Forgetting your actual use case
Ask yourself where you will play. At a desk with a controller? On a TV? On a handheld? In local co-op? Different setups expose different weaknesses. A game that is acceptable on a monitor may not be one of the best couch PC games once distance, small text, and setup friction enter the picture.
When to revisit
This is a living buying topic, so revisit your assumptions whenever the underlying conditions change. Controller quality can improve or decline after launch, and new hardware or storefront features can shift what counts as a safe buy.
Come back to this checklist when:
- A game receives major UI or control patches. Ports often improve over time.
- You switch hardware. A desk setup, TV setup, and handheld setup expose different problems.
- New controller standards or platform tools appear. Better remapping, input layers, or compatibility tools can change a recommendation.
- You move into local co-op or couch multiplayer. Single-player comfort does not always translate to shared-screen ease.
- A sale makes a borderline game tempting. Re-check support before buying just because the price dropped.
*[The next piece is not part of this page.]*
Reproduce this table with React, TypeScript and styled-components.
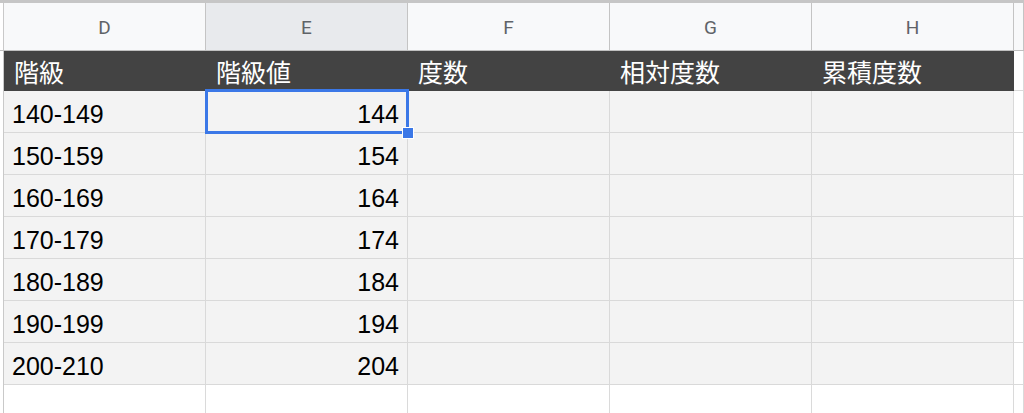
import React from 'react';
import styled, { createGlobalStyle } from 'styled-components';

const GlobalStyle = createGlobalStyle`
  html, body {
    margin: 0;
    padding: 0;
    background: #ffffff;
    overflow: hidden;
  }
`;

const columns = ['D', 'E', 'F', 'G', 'H'];
const headings = ['階級', '階級値', '度数', '相対度数', '累積度数'];
const classes = [
  ['140-149', '144'],
  ['150-159', '154'],
  ['160-169', '164'],
  ['170-179', '174'],
  ['180-189', '184'],
  ['190-199', '194'],
  ['200-210', '204'],
];

function App() {
  return (
    <Sheet>
      <GlobalStyle />
      <ColumnHeaderRow>
        <Gutter />
        {columns.map((c) => (
          <ColumnLetter key={c} $active={c === 'E'}>
            {c}
          </ColumnLetter>
        ))}
        <ColumnLetter />
      </ColumnHeaderRow>
      <TitleRow>
        <Gutter />
        {headings.map((h) => (
          <TitleCell key={h}>{h}</TitleCell>
        ))}
        <BlankCell />
      </TitleRow>
      {classes.map(([range, mid], i) => (
        <DataRow key={range}>
          <Gutter />
          <DataCell>{range}</DataCell>
          <DataCell $right $selected={i === 0}>
            {mid}
            {i === 0 && (
              <Selection>
                <FillHandle />
              </Selection>
            )}
          </DataCell>
          <DataCell />
          <DataCell />
          <DataCell />
          <BlankCell />
        </DataRow>
      ))}
      <EmptyRow>
        <Gutter />
        <BlankCell />
        <BlankCell />
        <BlankCell />
        <BlankCell />
        <BlankCell />
        <BlankCell />
      </EmptyRow>
    </Sheet>
  );
}

export default App;

const Sheet = styled.div`
  width: 1024px;
  height: 413px;
  overflow: hidden;
  border-top: 3px solid #c6c6c6;
  box-sizing: border-box;
  font-family: 'Liberation Sans', Arial, 'Noto Sans CJK JP', sans-serif;
`;

const Row = styled.div`
  display: grid;
  grid-template-columns: 4px repeat(5, 202px) 1fr;
`;

const Gutter = styled.div`
  background: #ffffff;
  border-right: 1px solid #c9c9c9;
  box-sizing: border-box;
`;

const ColumnHeaderRow = styled(Row)`
  height: 48px;
  border-bottom: 1px solid #c0c0c0;
  box-sizing: border-box;
`;

const ColumnLetter = styled.div<{ $active?: boolean }>`
  display: flex;
  align-items: center;
  justify-content: center;
  background: ${(p) => (p.$active ? '#e8eaed' : '#f8f9fa')};
  border-right: 1px solid #c4c4c4;
  box-sizing: border-box;
  font-family: Roboto, 'Liberation Sans', sans-serif;
  font-size: 19px;
  color: #5f6368;
  padding-top: 2px;
`;

const TitleRow = styled(Row)`
  height: 40px;
`;

const TitleCell = styled.div`
  display: flex;
  align-items: center;
  padding: 0 0 0 10px;
  background: #434343;
  color: #ffffff;
  font-family: 'Noto Sans CJK JP', sans-serif;
  font-size: 25px;
  line-height: 30px;
`;

const BlankCell = styled.div`
  background: #ffffff;
  border-right: 1px solid #dadada;
  border-bottom: 1px solid #dadada;
  box-sizing: border-box;
`;

const DataRow = styled(Row)`
  height: 42px;
`;

const DataCell = styled.div<{ $right?: boolean; $selected?: boolean }>`
  position: relative;
  z-index: ${(p) => (p.$selected ? 2 : 'auto')};
  display: flex;
  align-items: flex-end;
  justify-content: ${(p) => (p.$right ? 'flex-end' : 'flex-start')};
  padding: 0 8px 3px 8px;
  background: #f3f3f3;
  border-right: 1px solid #d9d9d9;
  border-bottom: 1px solid #d9d9d9;
  box-sizing: border-box;
  color: #000000;
  font-size: 25px;
  line-height: 29px;
`;

const Selection = styled.div`
  position: absolute;
  top: -2px;
  left: -1px;
  right: -2px;
  bottom: -2px;
  border: 3px solid #3b78e7;
  pointer-events: none;
`;

const FillHandle = styled.div`
  position: absolute;
  right: -8px;
  bottom: -8px;
  width: 10px;
  height: 10px;
  background: #3b78e7;
  border: 1px solid #ffffff;
`;

const EmptyRow = styled(Row)`
  height: 40px;
`;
For a practical routine, use this five-minute pre-purchase habit:
- Confirm the game is intended to support controller play.
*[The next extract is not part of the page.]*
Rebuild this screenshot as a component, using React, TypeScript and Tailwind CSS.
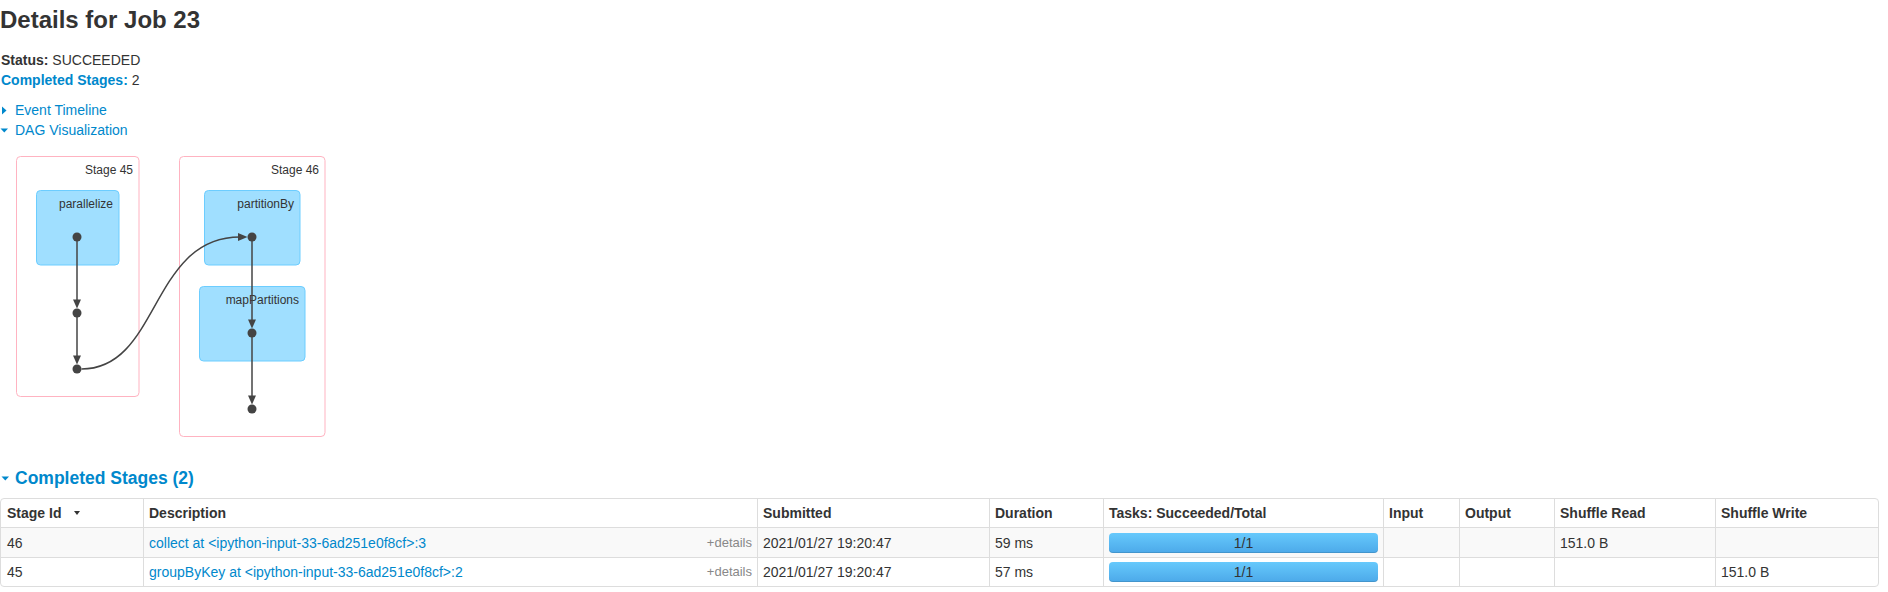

- Check whether menus, prompts, and text seem designed for a gamepad and TV distance.
- Think about your setup: desk, couch, handheld, solo, or co-op.
- Decide whether you need remapping, accessibility options, or easy pause-and-resume play.
- If the fit is uncertain, wait for a stronger discount and buy from a storefront with a refund policy you understand.
That final step is what turns this from a list article into a useful buying habit. The best controller-friendly PC games are not just the ones that feel great to play; they are the ones that fit your screen, your controller, your room, and your patience for setup. Use that standard, and you will make better purchases more consistently.